Thankfully, we also got a great taste of Aussie culture from friends we made on the cruise - as the guests were overwhelmingly Australian. Now we understand why so many of our friends said Australia was one of the most enjoyable places they’ve ever been. So although this wonderful week had to come to an end, we know we’ll be back again someday. Thanks to all who made it so special!

Monday, March 12, 2018

Hosting the Secretary of State

The secret's out: Secretary of State Tillerson came to visit Kenya! When an important U.S. government principal like that travels on an official visit abroad, we at U.S. embassies act as hosts - in a way. How do we do that? Well, we help manage their schedules, book important meetings, formally inform the host nation government, coordinate logistics, and provide staff and equipment before, during, and after the trip.

If you're involved in the trip in any way, you're usually assigned a specific role. When Acting Assistant Secretary Yamamoto visited, I was a co-Control Officer - sharing responsibility for managing the overall trip. This time, I was a Site Officer, someone who manages a specific event. My event was a joint press conference with Secretary Tillerson and his Kenyan counterpart, Cabinet Secretary for Foreign Affairs Monica Juma.

So how did it go? Well, you can watch the whole thing here (or read the transcript here). I have never done an event like this before, and I learned so much planning and executing it. So much goes into even a short event when it comes to a high-level government official, from protocol to logistics to leadership to security and more.

I was reminded repeatedly how fortunate I am to work with such amazing people, from higher-ups who empowered me to take over this event to expert staff who seemed to understand and anticipate almost every detail. Despite the stress, I'm so glad I had this opportunity. Although my more experienced colleagues have done plenty of press events, I really feel I've reached a public diplomacy milestone.

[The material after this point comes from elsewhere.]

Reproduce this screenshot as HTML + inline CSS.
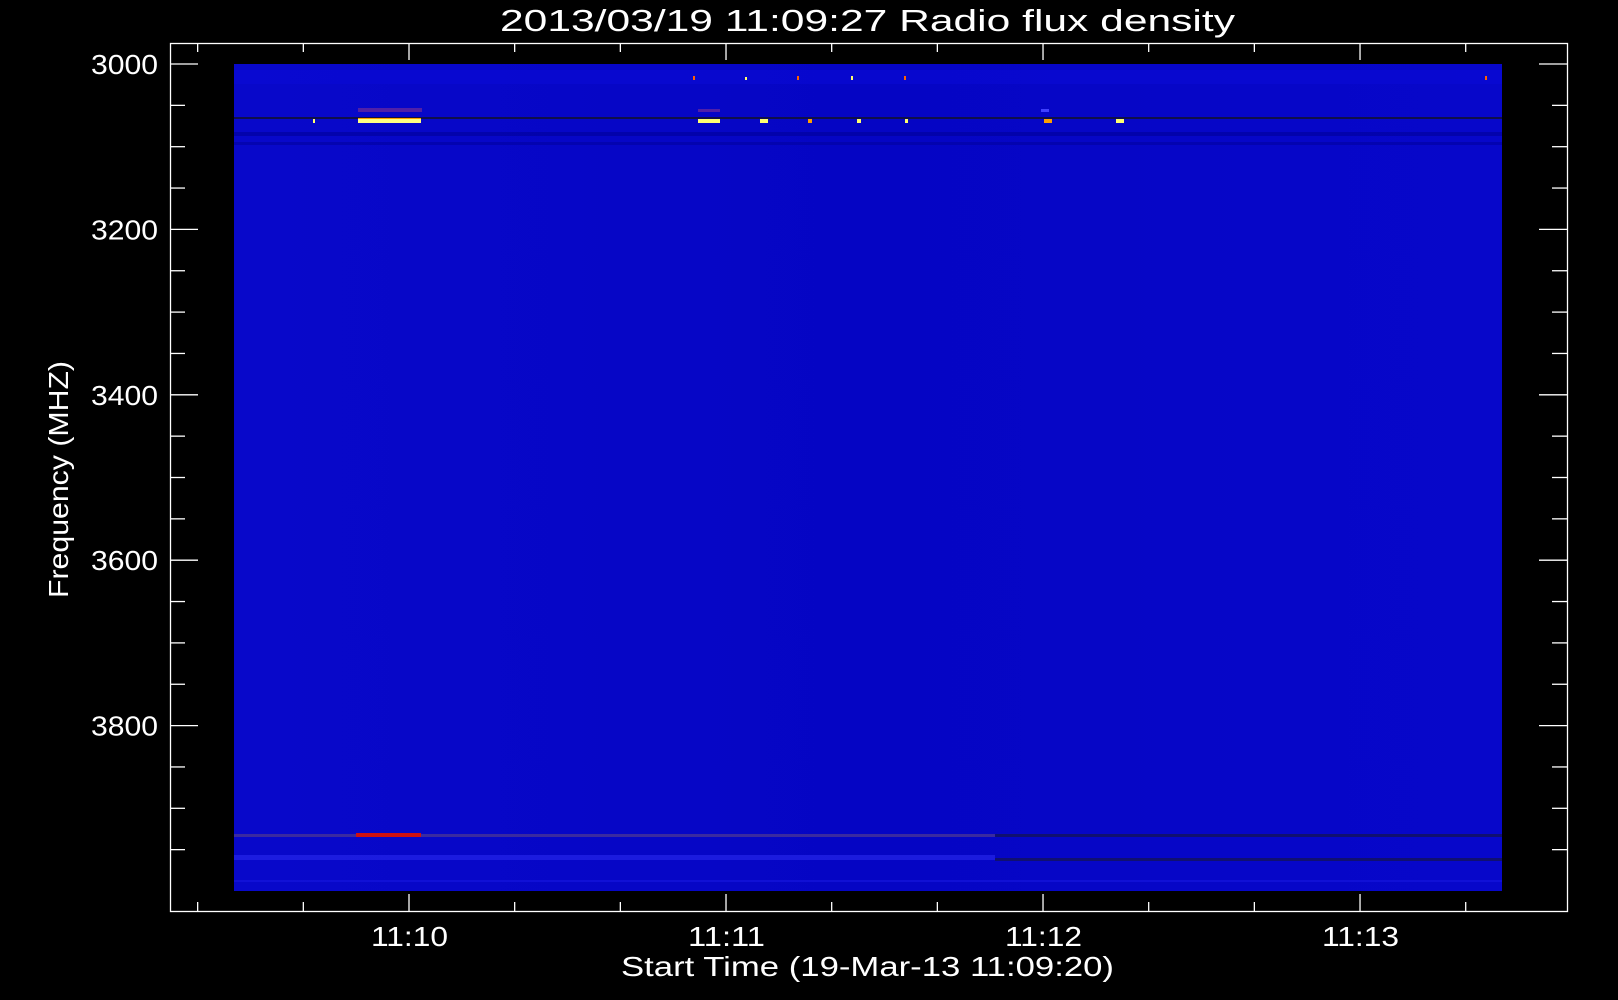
<!DOCTYPE html>
<html><head><meta charset="utf-8"><style>
html,body{margin:0;padding:0;background:#000;width:1618px;height:1000px;overflow:hidden}
svg{display:block}
text{font-family:"Liberation Sans",sans-serif;fill:#fff}
</style></head><body>
<svg id="s" width="1618" height="1000" viewBox="0 0 1618 1000" xmlns="http://www.w3.org/2000/svg">
<defs>
<linearGradient id="bg" x1="0" y1="0" x2="1" y2="0">
<stop offset="0" stop-color="#0808ca"/><stop offset="0.5" stop-color="#0505c4"/><stop offset="1" stop-color="#0707ca"/>
</linearGradient>
</defs>
<rect x="234" y="64" width="1268" height="827" fill="url(#bg)"/>
<rect x="234" y="70" width="1268" height="14" fill="#0a0ad8" opacity="0.5"/>
<rect x="234" y="117" width="1268" height="2" fill="#10104a"/>
<rect x="234" y="132" width="1268" height="4" fill="#0202a0" opacity="0.7"/>
<rect x="234" y="142" width="1268" height="3" fill="#0202a0" opacity="0.6"/>
<rect x="358" y="108" width="64" height="4" fill="#5020a8"/>
<rect x="358" y="119" width="63" height="4" fill="#ffff80"/>
<rect x="358" y="118" width="63" height="1" fill="#ffa000"/>
<rect x="698" y="119" width="22" height="4" fill="#ffff70"/>
<rect x="698" y="109" width="22" height="3" fill="#5020a8"/>
<rect x="760" y="119" width="8" height="4" fill="#ffff70"/>
<rect x="1044" y="119" width="8" height="4" fill="#ffa000"/>
<rect x="1041" y="109" width="8" height="3" fill="#4040ff"/>
<rect x="1116" y="119" width="8" height="4" fill="#ffff70"/>
<rect x="905" y="119" width="3" height="4" fill="#ffff70"/>
<rect x="857" y="119" width="4" height="4" fill="#ffff70"/>
<rect x="808" y="119" width="4" height="4" fill="#ffa000"/>
<rect x="313" y="119" width="2" height="4" fill="#ffff70"/>
<rect x="693" y="76" width="2" height="4" fill="#ff6000"/>
<rect x="745" y="77" width="2" height="3" fill="#ffff70"/>
<rect x="797" y="76" width="2" height="4" fill="#ff6000"/>
<rect x="851" y="76" width="2" height="4" fill="#ffff70"/>
<rect x="904" y="76" width="2" height="4" fill="#ff6000"/>
<rect x="1485" y="76" width="2" height="4" fill="#ff6000"/>
<rect x="234" y="834" width="761" height="3" fill="#3a2aa0"/>
<rect x="356" y="833" width="65" height="4" fill="#d01010"/>
<rect x="995" y="834" width="507" height="3" fill="#101070"/>
<rect x="234" y="855" width="761" height="5" fill="#2a2aee" opacity="0.6"/>
<rect x="995" y="858" width="507" height="3" fill="#101070"/>
<rect x="234" y="880" width="1268" height="2" fill="#1818e0" opacity="0.6"/>
<rect x="170.5" y="43.5" width="1397" height="868" fill="none" stroke="#fff" stroke-width="1.3"/>
<g id="ticks" stroke="#fff" stroke-width="1.3"></g>
<text x="500" y="31" font-size="31" textLength="735" lengthAdjust="spacingAndGlyphs">2013/03/19 11:09:27 Radio flux density</text>
<text x="621" y="976" font-size="28" textLength="493" lengthAdjust="spacingAndGlyphs">Start Time (19-Mar-13 11:09:20)</text>
<text transform="translate(68,598) rotate(-90)" font-size="28" textLength="237" lengthAdjust="spacingAndGlyphs">Frequency (MHZ)</text>
<g id="labels" font-size="28"></g>
</svg>
<script>
var t=document.getElementById('ticks'),l=document.getElementById('labels'),h='',g='';
for(var i=0;i<=19;i++){var y=64+i*41.35;var maj=i%4==0;
h+='<line x1="170" y1="'+y+'" x2="'+(170+(maj?28:15))+'" y2="'+y+'"/>';
h+='<line x1="1567" y1="'+y+'" x2="'+(1567-(maj?28:15))+'" y2="'+y+'"/>';
if(maj)g+='<text x="91" y="'+(y+10)+'" textLength="67" lengthAdjust="spacingAndGlyphs">'+(3000+i*50)+'</text>';}
var lab=['11:10','11:11','11:12','11:13'];
for(var k=-2;k<=13;k++){var x=409+k*105.67;if(x<171||x>1566)continue;var maj=((k%3)+3)%3==0;
h+='<line x1="'+x+'" y1="911" x2="'+x+'" y2="'+(911-(maj?17:9))+'"/>';
h+='<line x1="'+x+'" y1="43" x2="'+x+'" y2="'+(43+(maj?17:9))+'"/>';
if(maj)g+='<text x="'+(x-38)+'" y="946" textLength="77" lengthAdjust="spacingAndGlyphs">'+lab[k/3]+'</text>';}
t.innerHTML=h;l.innerHTML=g;
</script>
</body></html>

I was challenged professionally and stuck to the advice many shared with me throughout: "Semper Gumby" - or simply "be flexible". For someone who's a natural planner, that definitely pushed me outside of my comfort zone but helped me grow. Luckily enough for me, I get to follow my intense work time with a long-awaited vacation! Most of my colleagues don't get to take a break so quickly, so I'll do my best to savor my relaxation time even more for them.

Tuesday, March 6, 2018

An Extraordi-dairy Day at Brown's Cheese Factory and Farm

Okay, that pun in the title was so bad, even I cringed a little coming up with it. I couldn't resist using it anyway, though, because our day at Brown's Cheese Factory and Farm was truly extraordinary.

Less than an hour away from Nairobi, Brown's Cheese produces a lot of the local cheese here in Kenya in massive varieties. Cheese is not a big part of most Kenyan cuisine, but they seem to be doing quite well enough off of the demand of expats, the Indian Kenyan community, and the many restaurants (e.g., pizza, Italian, French) relying on their products.

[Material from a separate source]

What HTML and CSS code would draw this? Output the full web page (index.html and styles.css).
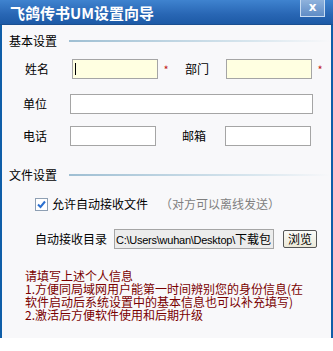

We could tell when we visited them with an Embassy group that they have accommodated visitors a million times - the whole trip ran like clockwork. They began with complimentary appetizers (often called "bitings" in Kenya) of smashed plantain chips and garlic dip, blue cheese samosas (the first picture of this post and something I never would've imagined combining but worked very well), and a choice of raspberry herbal iced tea, basil lemonade, and beer. They were indescribably delicious, and we were all more than satisfied.

Then, we enjoyed a close up cheese-making demonstration that explained a bit of the science and the process on a smaller scale than what we would see in the factory. We proceeded to don white lab coats, hair nets, and foot covers and enjoy a full tour of the factory. I happily snapped many photos only to learn at the end that we weren't supposed to take any photos in the factory at all! Out of respect for their policy, I deleted the pictures I took so I wouldn't be tempted (or forget) and post them here or on social media. Suffice it to say, the scale of their cheese-making processes and their storage rooms for aging the cheese were very, very cool! I'll admit I had literally no idea how cheese was made before this trip or how an artisan might produce cheddar versus gouda or mozzarella. It was a lot of information, but it was fascinating for anyone who really loves cheese.

Then, we enjoyed a scrumptious three-course lunch on the lawn behind the house on the farm. They led with a sampler plate of their own fresh cheeses, pictured above, and accompaniments. The cheeses, in clockwise order from the bottom left, were: cream cheese rolled in toasted sesame seeds, chèvre, brie (the strongest I may have ever tasted), pallet (we had never heard of this before, but if I remember correctly it was a non-blue cheese matured in a blue cheese room), Limuru reserve cheddar (their signature aged cheddar), chili chive cheddar, gouda, parmesan, and stilton. My favorite was the parmesan, and M's was the chili chive cheddar. That was followed by a South American-flavored spread featuring fresh, local produce and meat. It was just as amazing as it sounds.

After that, we took a quick stroll through the garden where all kinds of delightful things were growing and marked with signposts stylized like something one might find on Etsy or in the backyard of a hipster millennial in northern Virginia.

We even saw some chickens and pigs, including the majestic creature pictured below.

One of the owners, Delia, came out at one point to make sure we were having a great time. The ice cream produced by Brown's, branded Delia's, is named after her. On top of all the other joys of the experience, the service throughout was top notch. We had such an amazing day, and all of this - the food, the tour, everything - was included for the very reasonable price of about $30 per person. We would definitely recommend a day trip to Brown's Cheese to Nairobi residents and visitors alike (and this might not be our last visit, either)!